Tatiana Maslany has the apple cheeks of a teenager and the wry inflections of a brassy dame – a juxtaposition that makes the Regina native seem both youthfully vulnerable and wise beyond her 20-something years, even over low-res video Skype.

That tricky combination should add complexity to her current role as Petra, a poet and stripper with a heart of glass in Christopher Shinn’s Other People.

“Petra’s an older choice for me,” laughs Maslany, who won a Special Jury Prize at the 2010 Sundance Festival for her performance as a troubled 13-year-old in Adriana Maggs’s Grown Up Movie Star. Playing someone close to her own age is a rarity for Maslany, who’s thrilled by the opportunity.

“Her sexuality is fascinating,” she says. “She’s so razor-sharp – so full of opinions I don’t think she can ever really express.”

Maslany has been researching the working lives of exotic dancers to get a deeper sense of Petra’s world.

“The stripper and customer have an intriguing and confused kind of contract with one another,” she says thoughtfully. “There’s a weird intimacy that can evolve.”

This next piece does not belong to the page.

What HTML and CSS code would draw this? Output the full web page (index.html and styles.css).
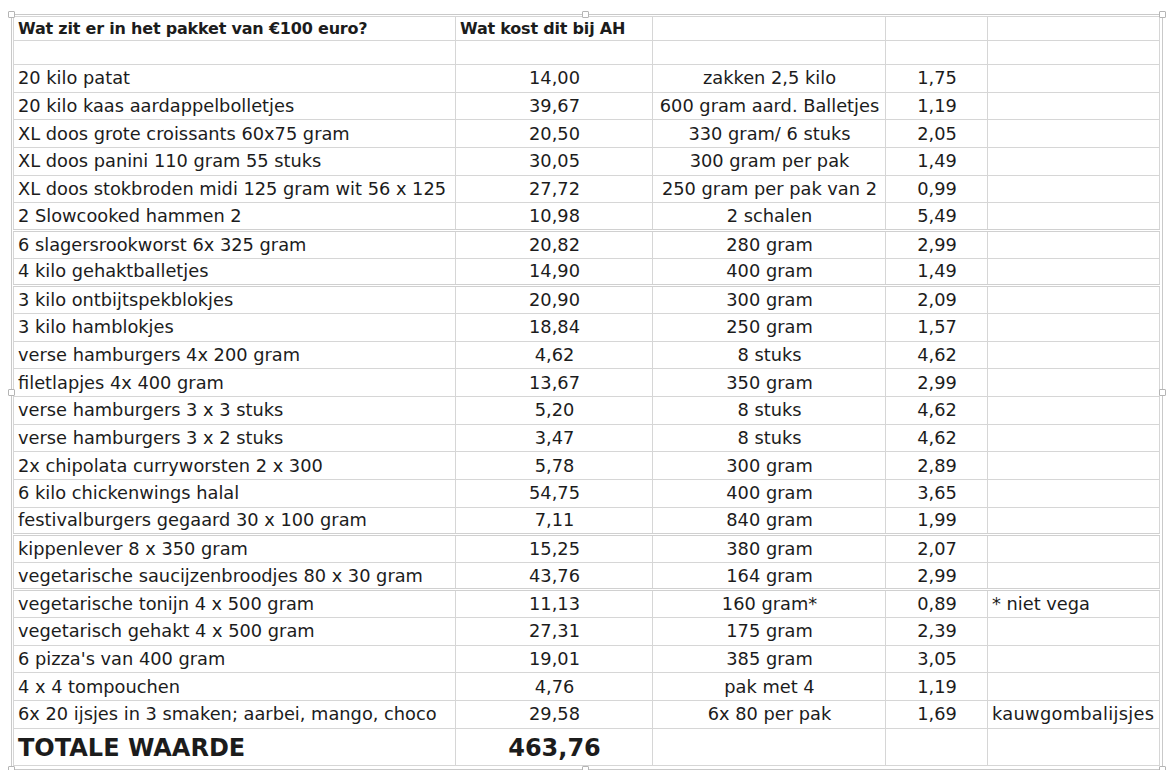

Intimacy or its lack is at the heart of Shinn’s acerbic play. The title suggests a connection to Sartre’s existential one-act, No Exit, and hell can be found in the East Village apartment shared by Petra and her two 20-something friends.

All of them are dealing with faltering relationships and attempts at living the artist’s life. Maslany equates Petra’s desire to be watched with the artist’s often crippling desire to be perceived and understood.

“As a stripper, Petra has control of the room, and I think all artists struggle with their desire to be seen.”

Maslany has dealt with a variation of that desire first-hand since her Sundance win and consequent breakout status. Some actors might feel the pressure to pursue bigger roles or more awards, but she remains clear-eyed about the industry.

“That hype goes away fast,” she says with the hint of a smile. “You just get back to work like everybody else.”

After spending six months in Budapest filming a miniseries based on Ken Follett’s World Without End, Maslany is happy to be doing Other People in Toronto – her current home base – before heading to L.A. for pilot season.

Friend and actor Ben Lewis, whom she met years ago on the set of Stir Of Echoes 2: The Homecoming (“a blockbuster success,” she deadpans), brought the play to Maslany’s attention and initiated the project.

“We’re not in it for the money, because there is none. You have to really love it or it would be hell,” she laughs. In this case Sartre was dead wrong: hell isn’t even a little bit like Other People.